Again and again, I heard MPs on the radio say that these savers were "decent, ordinary, hard-working people", the implication being that those who work for big retailers and banks are villainous, pampered layabouts. Perhaps a fraud may be discovered in the system; almost certainly Farepak's management was incompetent. But MPs chose to sneer at HBOS too. What was the bank supposed to do? Continue to back failing companies until it went bust itself? If so, I suspect the same MPs would be on radio saying it was a disgrace that thousands of small HBOS shareholders and pensioners should be treated this way.

At the forefront of the political attacks on big business was Ian McCartney. He called the Farepak collapse "a national emergency". No it wasn't. A national emergency is the terrorist threat to the UK that his Government has generated through its foreign policy. This was a company failure. Mr McCartney is known for his in-depth understanding of British business.

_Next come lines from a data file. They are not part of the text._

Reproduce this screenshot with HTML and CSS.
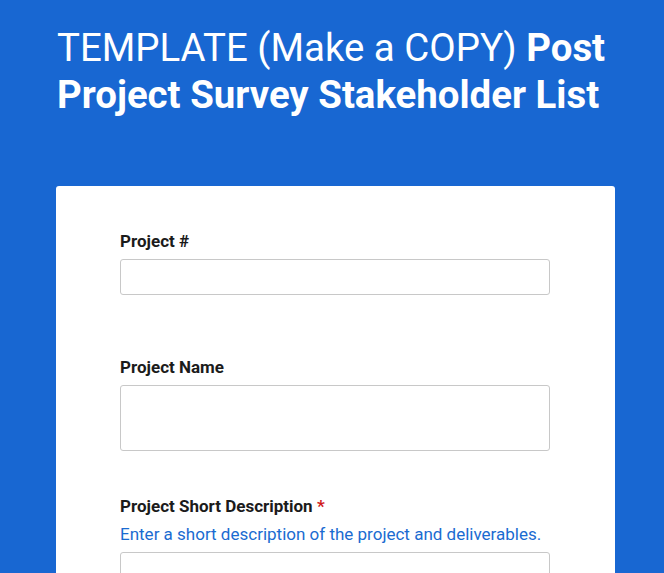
FILE: index.html
```html
<!DOCTYPE html>
<html>
<head>
<meta charset="utf-8">
<link rel="stylesheet" href="styles.css">
</head>
<body>
<div class="page">
  <header class="head">
    <h1 class="title">TEMPLATE (Make a COPY) <b>Post Project Survey Stakeholder List</b></h1>
  </header>
  <main class="card">
    <div class="field first">
      <label class="label">Project #</label>
      <div class="input"></div>
    </div>
    <div class="field second">
      <label class="label">Project Name</label>
      <div class="input tall"></div>
    </div>
    <div class="field">
      <label class="label">Project Short Description <span class="req">*</span></label>
      <div class="hint">Enter a short description of the project and deliverables.</div>
      <div class="input tall"></div>
    </div>
  </main>
</div>
</body>
</html>
```

FILE: styles.css
```css
* { box-sizing: border-box; }
html, body { margin: 0; padding: 0; }
body {
  background: #1867d2;
  font-family: Roboto, "Liberation Sans", sans-serif;
  width: 664px;
  height: 573px;
  overflow: hidden;
}
.page {
  padding: 0 49px 0 56px;
}
.head {
  padding: 24px 0 0 1px;
  height: 186px;
}
.title {
  margin: 0;
  font-size: 38.4px;
  font-weight: 400;
  line-height: 47px;
  color: #ffffff;
}
.title b { font-weight: 700; }
.card {
  background: #ffffff;
  border-radius: 3px 3px 0 0;
  padding: 44px 65px 40px 64px;
  min-height: 600px;
}
.field {
  display: flex;
  flex-direction: column;
  margin-bottom: 44px;
}
.field.first { margin-bottom: 61px; }
.label {
  font-size: 17px;
  font-weight: 700;
  color: #1b1b1b;
  line-height: 22px;
  margin-bottom: 7px;
}
.req { color: #d01a1a; }
.hint {
  font-size: 17px;
  color: #1a6bd1;
  line-height: 22px;
  margin-top: -1px;
  margin-bottom: 7px;
}
.input {
  height: 36px;
  border: 1px solid #c8c8c8;
  border-radius: 3px;
  background: #fff;
}
.input.tall { height: 66px; }
```
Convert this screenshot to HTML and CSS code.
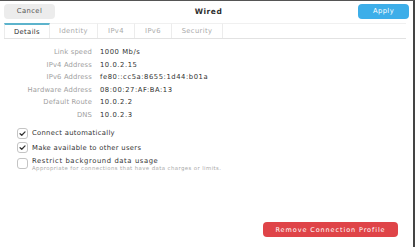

A decade ago he dressed up as a pantomime fat-cat and stood outside the AGMs of privatised utilities complaining about the profits they made. It makes one quite giddy to know that he is a minister in the Department for Trade & Industry.

For this breed of politician, there is some arbitrary point at which the profits made by a company, operating within the law, cease to be about prosperity and become about greed. I heard one of his colleagues saying that he was campaigning for Farepak customers and against HBOS "because he was a socialist". Not enough of a socialist, however, to campaign for the banks to be nationalised. Remember, these are people who are quite happy when companies are making lots of money and giving it to the Labour Party in exchange for peerages.

These are just some of the issues that the communications functions in the companies concerned could have got into. But, of course, it's safer just to cough up. It's a pity, but I don't know what should be done about it. As a former PR expert, it's someone else's problem.